Mit 68 hat das nichts zu tun. Aber tatsächlich: In der ersten Rezension
unseres allerersten Element-of-Crime-Konzerts in der taz schrieb damals
Thomthom Geigenschrey: "Der Sänger soll mal lieber wieder Trompete spielen
und nicht versuchen, Bruce Springsteen und Bob Dylan nachzumachen." Dabei
ist es im Grunde geblieben (lacht). Der Laden war übrigens rappelvoll, weil
zuvor in der taz in einer Ankündigung gestanden hatte: "Neue Band mit
Leuten von Neue Liebe und Fehlfarben." Uwe Bauer, unser erster Drummer, war
vorher Schlagzeuger der Band Fehlfarben gewesen.
Also ist Dylan der Anfang von allem?
Rock n Roll will never die! Wir machen Musik, und ihr fahrt drauf ab und
müsst tanzen oder weinen. So einfach ist das. Darum gehts.

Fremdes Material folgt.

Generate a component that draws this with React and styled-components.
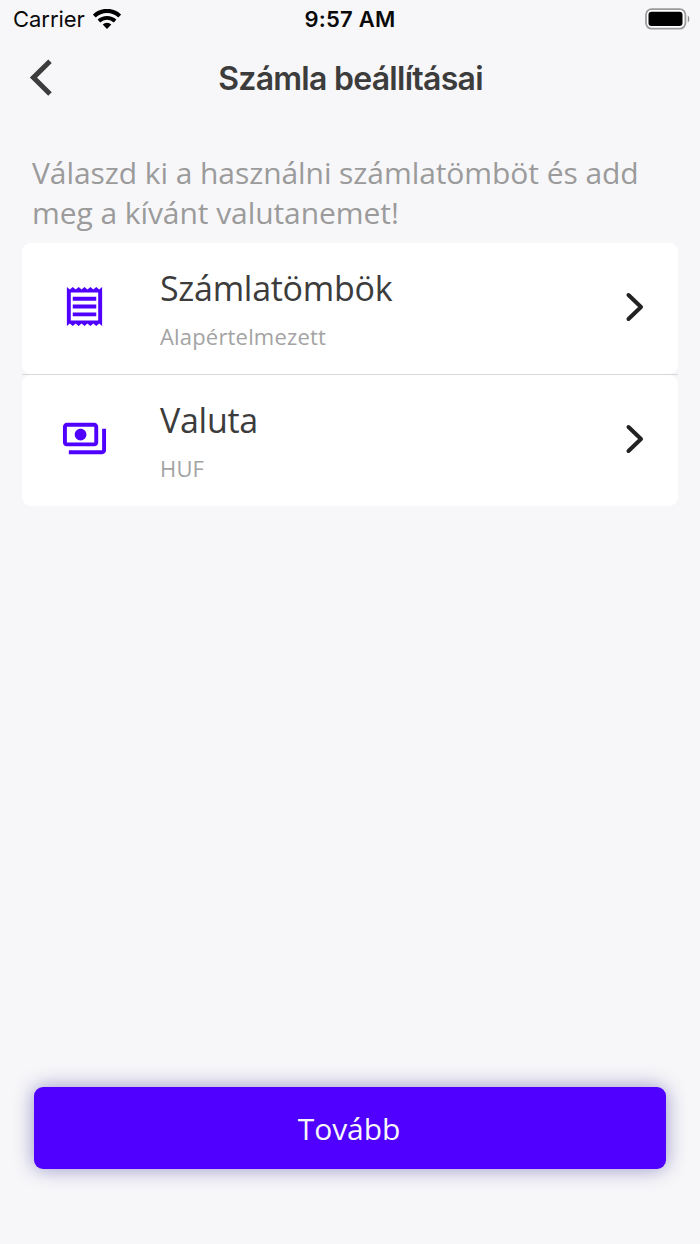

Eine YouTube-Userin schreibt zur Musik von Element of Crime: "Wunderbar,
traurig, aber nicht depressiv. Ein Eiertanz zwischen Melancholie und
Kraft." Herr Regener, warum machen traurige Lieder die Menschen glücklich?
Weil das das Geheimnis der Kunst ist. Insbesondere der Musik. In der Musik
ist das Traurige auch schön. Die Kunst versöhnt uns mit dem Leben. Mit
unserer Existenz. Mit unserer Vergänglichkeit und allem … Um die Ramones zu
zitieren: "Gabba Gabba Hey!" Genau das wollen wir - mehr nicht! Da fällt
mir ein: Es gab mal ein Interview mit dem Schauspieler Wolfgang Neuss, als
er fast schon vergessen war. Das war so eine "Panorama"-Reportage. Er saß
wie ein alter Indianer ohne Zähne in seiner Wohnung auf dem Fußboden,
kiffte und sagte: "Ihr lieben Linken, eins müsst ihr auch mal verstehen:
Egal wofür ihr sonst so steht und kämpft, ihr müsst endlich mal eins
kapieren: Das Leben ist auch schön, das Leben ist schön, das Leben ist
schön!" Er blickte in die Kamera und wiederholte das immer wieder und
wieder: "Das Leben ist schön!" Im Grunde wollte man ihn damit vorführen und
zeigen, wie fertig der Mann eben sei. Und danach kam auch ein
kopfschüttelnder Moderator und missbilligte das. Aber ich saß damals vor
dem Fernsehen und dachte nur: "Ja, Wolfgang! Sags ihnen! Das Leben ist
schön! Das Leben ist schön! Das Leben ist schön!"